Art Forgery Scandal: Ringleader Reveals He Faked Many More Works
In one of the most spectacular art forgery cases in German history, fraudster Wolfgang Beltracchi was sentenced to six years in prison last autumn. Set to begin doing time this month, he tells SPIEGEL the scope of his counterfeiting was far greater than previously known, including works by some 50 artists.
In October 2011, what is likely Germany's biggest-ever postwar art scandal came to an end when forger Wolfgang Beltracchi was sentenced to six years in prison. As the ringleader of the operation, he was found guilty of counterfeiting 14 paintings by six well-known artists including Heinrich Campendonk, Fernand Léger and Max Ernst, costing damages of an estimated 34 million ($45 million).

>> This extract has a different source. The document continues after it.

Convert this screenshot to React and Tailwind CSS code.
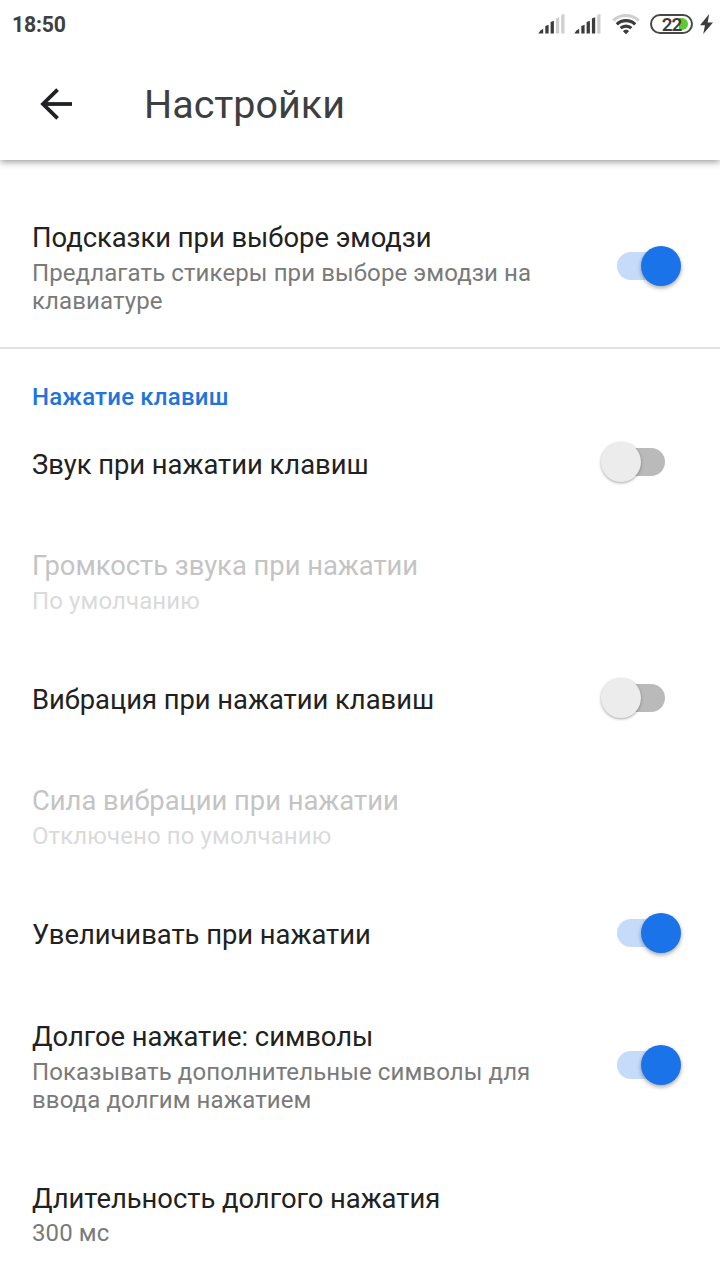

Beltracchi and three accomplices were sentenced after just nine days at the Cologne District Court, with the defendants receiving shorter sentences in exchange for full confessions. But in a SPIEGEL interview the 61-year-old has now admitted to creating phoney works by "about 50" different artists.
Speaking to the media for the first time since he was sentenced, Beltracchi refused to name the exact number of paintings he forged throughout his career, which he began in the 1970s by creating "unpainted works by old masters, and later Jugendstil and Expressionists" and selling them at flea markets. But during the interview with SPIEGEL, Beltracchi said that due to high demand, he could have easily put "1,000 or 2,000" forgeries on the art market.
Duping Steve Martin
In the 1980s and 1990s, he invented the "Knops" and "Jägers" art collections, comprised of classic modern works that were thought to have been lost. In reality, Beltracchi had forged the pieces. He made a fortune off of eager collectors, including American comedian and art collector Steve Martin.
German police believe that in July 2004, the art lover purchased what he thought was a 1915 work by the German-Dutch modernist painter Heinrich Campendonk from a Paris gallery. The colorful "Landschaft mit Pferden," or "Landscape With Horses," went for what would have been considered the bargain price of an estimated 700,000 (around $850,000 at the time). He later sold it at a loss.
The art swindling operation went on for decades until a falsely marked tube of paint from the Netherlands turned up containing small amounts of the pigment titanium white. The substance was found in a 2008 examination of another Heinrich Campendonk painting ultimately found to be forged by Beltracchi. It was not in use at the painting's purported time of origin.